I suggested to sis to knock and ask.
Turned out that they had a dog which let them know that he needed a wee.


----------



## Willylee (Mar 21, 2013)

An interesting response with regard to the cat and dog next door and there is some merit to the theory. Dogs, in particular working dogs have very sharp senses. A good point, worth checking out.

The following is a response I put forward to a similar problem where a young beagle barks at the bottom of the stairs.

Yours is older, however, similarly it doesn't understand why it is left behind....not necessarily alone.

From this point is the extract....................

Try leaving him for short spells in a room where he sleeps preferably with the door open and associate him with being by himself whilst you are in the next room. Loads of praise if and when he responds.
At first it can be for a few seconds and build on the time.

If you have mastered the "sit" and "stay" outside, this should be very straightforward, but I doubt with a 7 month beagle this has yet to be fully established.

Once you have him staying in the room and watching you in the next, expand this to you moving to another, out of site, again for a few seconds and build.

This will take time, patience, repetition and much coffee (not for the beagle)(or wine, beer or both)

An observation, without looking at you and the dog together, you probably have one way, meaningful conversations and the dog is constantly in "alert" mode. When you move.....so does he. Then you talk to him asking him to stay put at the base of the stairs and he is a little confused. "But I want to be with you oh adorable fun person to be with!!!"

I see this situation frequently....too frequently....with youngsters.

My remedy is to introduce "quiet" times, where the dog is not the centre of attraction ALL OF THE TIME! Allow the dog to calm down and when it is in this frame of mind, then and only then do I train.

The beagle is a working dog, they can make superb pets, but can be very demanding.

They are also vocal, they give tongue, it's their breeding and I for one love the sound.....outside!!

What you describe is a simple behaviour problem and may take a little time, but with forethought and patience, within a couple of weeks you should make good progress.

I just love working dogs.

..................................................end of extract.

Give the dog time when he is not the centre of attraction. Let him become accustomed to being away from you, spend time NOT talking to him, looking at him or touching him even.

Do not under any circumstances consider buying another dog "as company", this is not a solution to the problem.

If you provide the dog with time for himself in a while he will (probably)settle.

Before you leave the house, put the dog in the room where he is to stay for the duration of your absence, close the door and let him hear you moving around for around 30 minutes and then leave.....definitely no goodbyes, be a good boy, won't be long.....etc. If you have to leave via the door where the dog is to remain, simply walk through with a definite purpose having previously collected your bag, keys etc and leave.

Same when you return.
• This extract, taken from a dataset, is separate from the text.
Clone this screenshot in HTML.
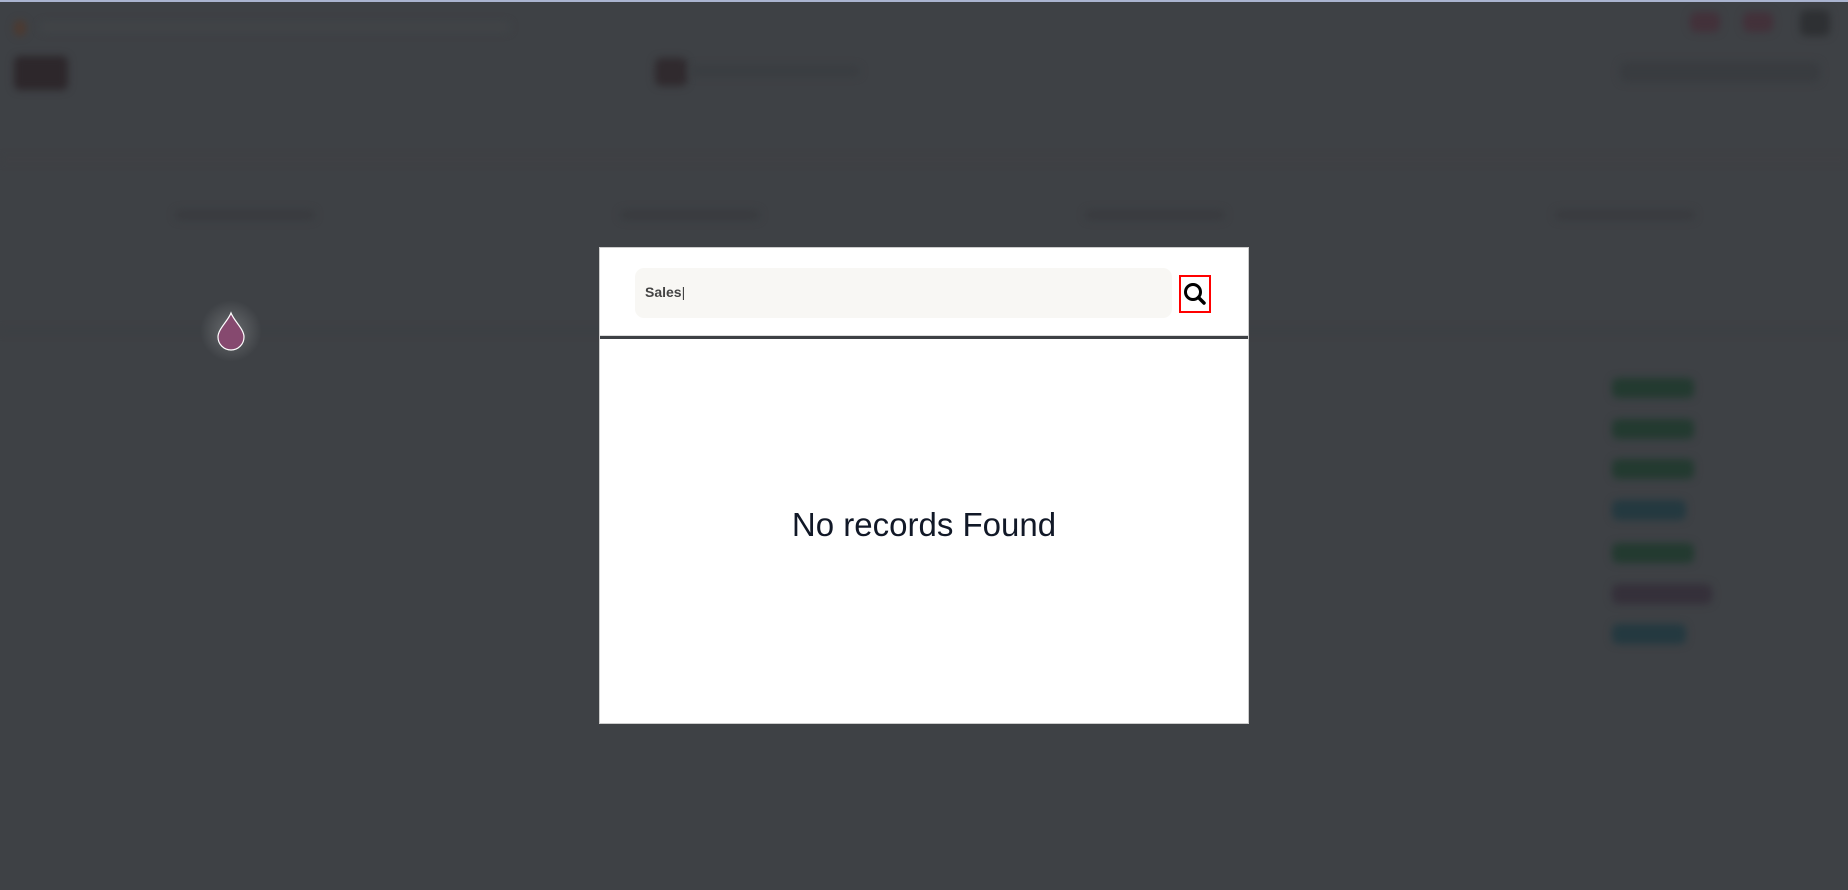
<!DOCTYPE html>
<html><head><meta charset="utf-8"><style>
*{margin:0;padding:0;box-sizing:border-box}
html,body{width:1848px;height:890px;overflow:hidden;background:#3e4145;font-family:"Liberation Sans",sans-serif;position:relative}
.topline{position:absolute;left:0;top:0;width:1848px;height:2px;background:#aab4d0}
.b{position:absolute;filter:blur(4px);border-radius:6px}
.modal{position:absolute;left:599px;top:247px;width:650px;height:477px;background:#fff;border:1px solid #ccc}
.hdr{position:absolute;left:0;top:0;width:648px;height:88px;border-bottom:1px solid #ddd}
.sep{position:absolute;left:0;top:88px;width:648px;height:3px;background:#3e4145}
.inp{position:absolute;left:35px;top:20px;width:537px;height:50px;background:#f8f7f4;border-radius:9px;font-weight:bold;font-size:14px;color:#444;padding:16px 0 0 10px}
.sb{position:absolute;left:579px;top:27px;width:32px;height:38px;border:2px solid #f00}
.msg{position:absolute;left:0;top:258px;width:648px;text-align:center;font-size:33px;color:#111827}
</style></head><body>
<div class="topline"></div>
<div class="b" style="left:14px;top:20px;width:12px;height:16px;background:#4d3a30"></div>
<div class="b" style="left:40px;top:22px;width:470px;height:10px;background:#414447"></div>
<div class="b" style="left:14px;top:56px;width:54px;height:34px;background:#2d272b"></div>
<div class="b" style="left:655px;top:58px;width:32px;height:28px;background:#302a2e"></div>
<div class="b" style="left:690px;top:66px;width:170px;height:10px;background:#3a3d41"></div>
<div class="b" style="left:1690px;top:12px;width:30px;height:20px;background:#43313a"></div>
<div class="b" style="left:1743px;top:12px;width:30px;height:20px;background:#43313a"></div>
<div class="b" style="left:1800px;top:10px;width:30px;height:26px;background:#2e3033"></div>
<div class="b" style="left:1620px;top:62px;width:200px;height:20px;background:#393c40"></div>
<div class="b" style="left:0px;top:158px;width:1848px;height:3px;background:#424144"></div>
<div class="b" style="left:175px;top:210px;width:140px;height:10px;background:#393b3f"></div>
<div class="b" style="left:620px;top:210px;width:140px;height:10px;background:#393b3f"></div>
<div class="b" style="left:1085px;top:210px;width:140px;height:10px;background:#393b3f"></div>
<div class="b" style="left:1555px;top:210px;width:140px;height:10px;background:#393b3f"></div>
<div class="b" style="left:0px;top:330px;width:1848px;height:2px;background:#3a3d41"></div>
<div style="position:absolute;left:200px;top:300px;width:62px;height:62px;border-radius:50%;background:radial-gradient(circle,#6a6d70 0%,rgba(62,65,69,0) 70%)"></div>
<svg style="position:absolute;left:216px;top:311px" width="30" height="40" viewBox="0 0 30 40"><path d="M15 2 C12 10 2 18 2 26 A13 13 0 0 0 28 26 C28 18 18 10 15 2Z" fill="#86496f" stroke="#fff" stroke-width="1.2"/></svg>
<div class="b" style="left:1612px;top:378px;width:82px;height:20px;background:#233a30"></div>
<div class="b" style="left:1612px;top:419px;width:82px;height:20px;background:#233a30"></div>
<div class="b" style="left:1612px;top:459px;width:82px;height:20px;background:#233a30"></div>
<div class="b" style="left:1612px;top:500px;width:74px;height:20px;background:#243940"></div>
<div class="b" style="left:1612px;top:543px;width:82px;height:20px;background:#233a30"></div>
<div class="b" style="left:1612px;top:584px;width:100px;height:20px;background:#35303a"></div>
<div class="b" style="left:1612px;top:624px;width:74px;height:20px;background:#243940"></div>
<div class="modal">
 <div class="hdr">
  <div class="inp">Sales<span style="font-weight:normal">|</span></div>
  <div class="sb"><svg width="28" height="34" viewBox="0 0 28 34"><circle cx="12" cy="15" r="7.5" fill="none" stroke="#000" stroke-width="3"/><path d="M17.5 20.5 L23 26" stroke="#000" stroke-width="3.5" stroke-linecap="round"/></svg></div>
 </div>
 <div class="sep"></div>
 <div class="msg">No records Found</div>
</div>
</body></html>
Enter, ignore the dog, put the kettle on, walk through, change clothes and re-enter. Then acknowledge but don't fuss the dog, put lead on and take for a walk. What you're doing is helping to keep the dog in a calm state.....he will quickly respond to this change in YOUR and HIS environment.

WILLYLEE

It's springtime, invite the neighbours round for a bbq, nothing wrong with a bit of PR




Willylee


----------



## nickmcmechan (Aug 1, 2009)

On top of what willy lee said, you could also feed the dog through stuffed Kongs.

Have you thought about an IP camera, if you have a smart phone you can watch the dog when you are out. If you teach quiet on command you can do that viamthe camera.

If the dog is stimulated by sight / noise you can install thick blinds and curtains. Play the radio when you are in and leave it on when you are out to muffle other noise.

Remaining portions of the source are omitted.